**AIM**. Below is a listing to write out in full, exactly as given, without its pictures.
........
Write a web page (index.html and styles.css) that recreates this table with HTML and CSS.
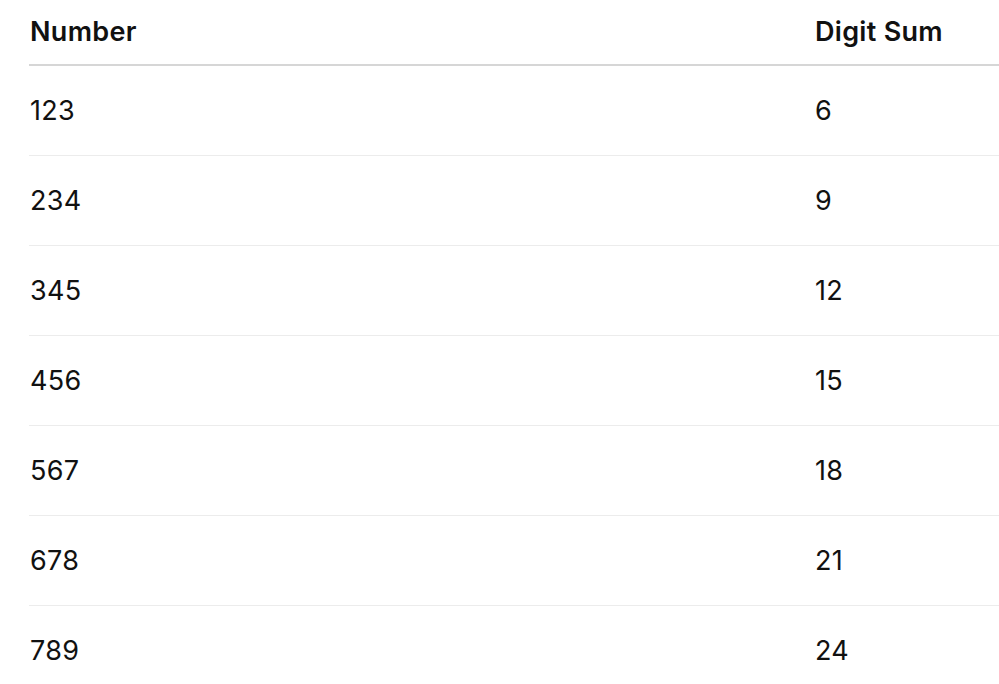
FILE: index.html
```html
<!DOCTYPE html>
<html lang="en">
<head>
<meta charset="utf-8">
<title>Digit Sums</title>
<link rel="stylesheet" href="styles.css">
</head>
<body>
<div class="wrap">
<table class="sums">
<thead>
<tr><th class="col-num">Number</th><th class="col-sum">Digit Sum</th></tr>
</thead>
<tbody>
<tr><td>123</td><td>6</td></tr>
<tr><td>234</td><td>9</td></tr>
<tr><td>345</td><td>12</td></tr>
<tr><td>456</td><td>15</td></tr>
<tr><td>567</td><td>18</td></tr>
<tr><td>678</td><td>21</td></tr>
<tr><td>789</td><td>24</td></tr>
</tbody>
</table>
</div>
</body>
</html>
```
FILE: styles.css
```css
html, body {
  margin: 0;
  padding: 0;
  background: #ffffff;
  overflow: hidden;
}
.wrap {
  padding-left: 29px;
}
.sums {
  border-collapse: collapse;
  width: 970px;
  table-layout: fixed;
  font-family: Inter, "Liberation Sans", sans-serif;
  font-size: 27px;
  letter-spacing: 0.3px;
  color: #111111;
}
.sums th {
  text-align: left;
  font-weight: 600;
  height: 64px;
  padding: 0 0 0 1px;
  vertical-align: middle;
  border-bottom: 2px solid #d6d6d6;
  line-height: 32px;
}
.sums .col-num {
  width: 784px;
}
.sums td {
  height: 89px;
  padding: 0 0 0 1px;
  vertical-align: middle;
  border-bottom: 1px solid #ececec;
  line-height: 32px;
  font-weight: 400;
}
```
........
**RESULT BELOW**.
Write a web page (index.html and styles.css) that recreates this table with HTML and CSS.
FILE: index.html
```html
<!DOCTYPE html>
<html lang="en">
<head>
<meta charset="utf-8">
<title>Digit Sums</title>
<link rel="stylesheet" href="styles.css">
</head>
<body>
<div class="wrap">
<table class="sums">
<thead>
<tr><th class="col-num">Number</th><th class="col-sum">Digit Sum</th></tr>
</thead>
<tbody>
<tr><td>123</td><td>6</td></tr>
<tr><td>234</td><td>9</td></tr>
<tr><td>345</td><td>12</td></tr>
<tr><td>456</td><td>15</td></tr>
<tr><td>567</td><td>18</td></tr>
<tr><td>678</td><td>21</td></tr>
<tr><td>789</td><td>24</td></tr>
</tbody>
</table>
</div>
</body>
</html>
```
FILE: styles.css
```css
html, body {
  margin: 0;
  padding: 0;
  background: #ffffff;
  overflow: hidden;
}
.wrap {
  padding-left: 29px;
}
.sums {
  border-collapse: collapse;
  width: 970px;
  table-layout: fixed;
  font-family: Inter, "Liberation Sans", sans-serif;
  font-size: 27px;
  letter-spacing: 0.3px;
  color: #111111;
}
.sums th {
  text-align: left;
  font-weight: 600;
  height: 64px;
  padding: 0 0 0 1px;
  vertical-align: middle;
  border-bottom: 2px solid #d6d6d6;
  line-height: 32px;
}
.sums .col-num {
  width: 784px;
}
.sums td {
  height: 89px;
  padding: 0 0 0 1px;
  vertical-align: middle;
  border-bottom: 1px solid #ececec;
  line-height: 32px;
  font-weight: 400;
}
```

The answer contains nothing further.